Ähnliches gilt für Elighs metaphorischen und klug konstruierten Rapstil. Die in hohem Tempo erzählten Geschichten über die Abgründe des Lebens und die Hoffnung, sich wieder aus ihnen zu befreien, sind bei erstmaligem Hören kaum zu erfassen. Und doch offenbaren sich nach einer Weile des Zuhörens poetische Botschaften voller Weisheit und Emotion. Abgerundet werden Beat und Rap außerdem durch männliche und weibliche Refraingeber, die immer mal wieder einen wichtigen Teil zum großen Ganzen beisteuern dürfen.Nach einer Weile des Zuhörens offenbaren sich Botschaften voller Weisheit und Emotion.
Hoffnung in jeder Zeile
Schaut man sich den das Album abschießenden Track Suffocate an, wird deutlich, mit wie vielen Elementen Eligh arbeitet, bevor er aus allen Teilen das wuchtige und dennoch hoffnungsvoll schimmernde Endstück zusammenpuzzelt: Drei abwechselnde Synthesizer-Töne wachsen auf einer dröhnenden Bassfläche zu einer düsteren Grundkulisse zusammen, auf denen Eligh in monotonem Doubletime-Staccato-Rapstil seine Lines bringt.
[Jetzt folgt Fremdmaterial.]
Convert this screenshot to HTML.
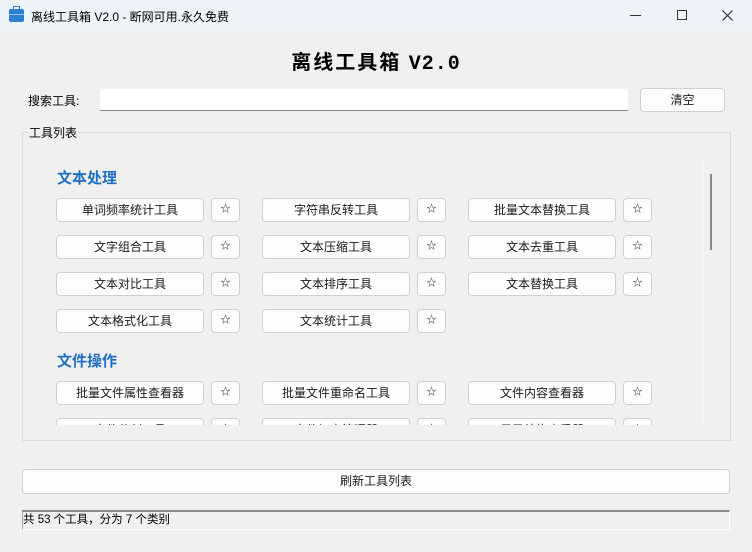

Nach einer Minute wird er von Marty James im Refrain abgelöst, während sich kontrastierende Streicher in das Instrumental einfinden. Dann kurz durchatmen, Stille, und es geht wieder in den Rap, bevor sich alles erneut für den Refrain aufbaut. Irgendwo im Hintergrund hört man leise herumirrende Synthesizer, bis die Streicher nun im Vordergrund allen Raum einnehmen und nicht mal mehr ein Beat zu hören ist. Und plötzlich Lisa Ahlstrom, die dem Lied eine völlig neue Richtung gibt. Dann verkehren sich die Snares ins Gegenteil und laufen rückwärts, die drei Anfangstöne kommen zurück und es ist Schluss. Jedes der Elemente erfüllt hier eine Funktion, alles wächst zu einer ganzheitlichen Stimmung zusammen, einer Stimmung, die das komplette Album prägt. Und das ist es, was Grey Crow so besonders macht. Es ist, als könne man die Hoffnung, die Eligh in jeden Ton und jede Line gepackt hat, spüren. Sieben Jahre sind eine lange Zeit, aber Eligh belohnt sich selbst und seine Fans mit diesem gar nicht grauen Werk.